How much of your day is video or telepresence now?
CHAMBERS: I’d say video is half my day. Video could be telepresence or Flips or Webcasts, etcetera.
From a policy perspective, for the health and future growth of the tech industry, do you think President Obama’s leading us in the right direction?
CHAMBERS: I think that the tech industry is in a very good position. You’ve seen that both in terms of the market transitions going on and the business results. It was a very good quarter for technology, as a whole. In terms of technology enabling both business objectives and government objectives, it’s a must. In terms of health care for every American, in terms of productivity, in terms of his goals of job creation, innovation, technology is the logical partner on it. I’d be surprised if that is not what occurs over a period of time.
Unified Computing System, by all accounts, is a remarkable product.
CHAMBERS: Good start.
Today, UCS is tuned toward a segment of the market that understands that data center transition and can afford to make that kind of transition. How do you make it a bigger market opportunity?

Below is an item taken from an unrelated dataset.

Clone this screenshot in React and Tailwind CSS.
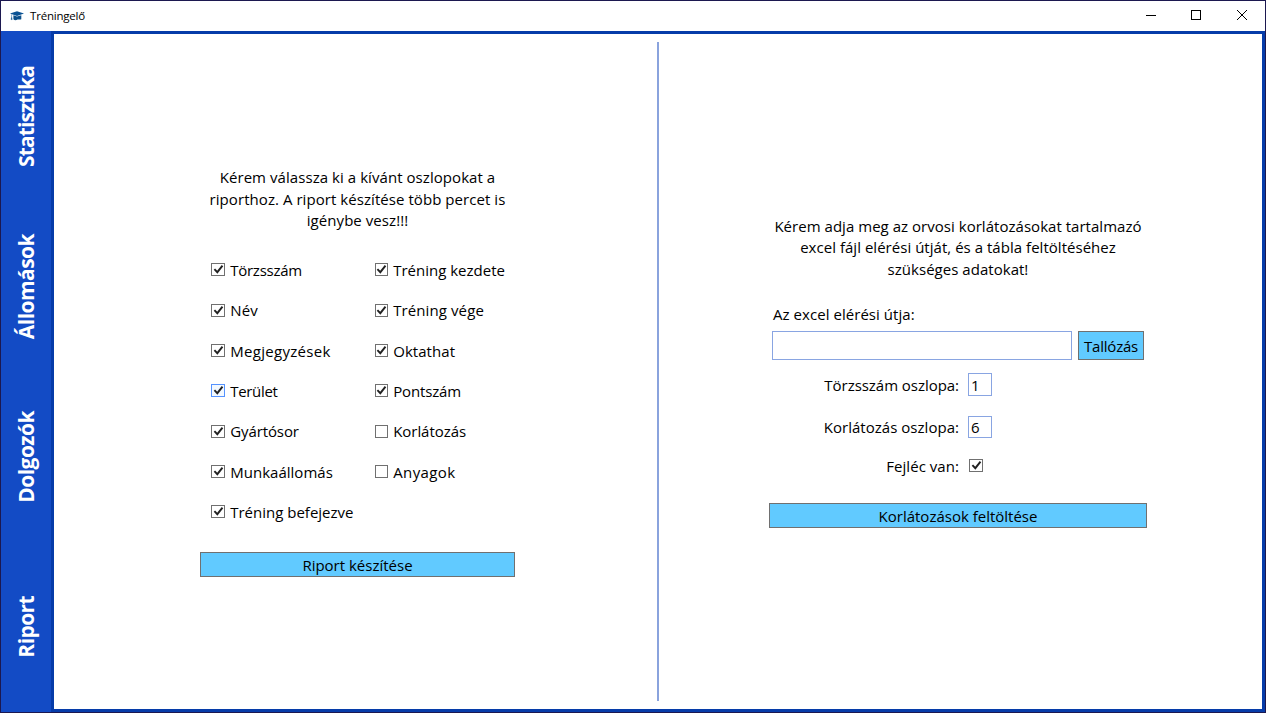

CHAMBERS: The answer is pretty simple. You have to make the first major installations go well. Will most CIOs really look hard at our strategy for virtualization? Absolutely. Will they adopt UCS if the initial couple dozen accounts, the majority of them are really satisfied? Yes, they will. You’ve seen the volumes. We announced the [Nexus] 7000 is growing, year-over-year, at 150 per cent. The 5000s, which are the key elements of implementing UCS, grew at 450 per cent. UCS, in terms of number of customers, is off to a great start. But it’s like anything you do. You’ve got to make your initial pilots, first 50 systems work well. If they do, then I think we’re in good shape to get pretty excited about it.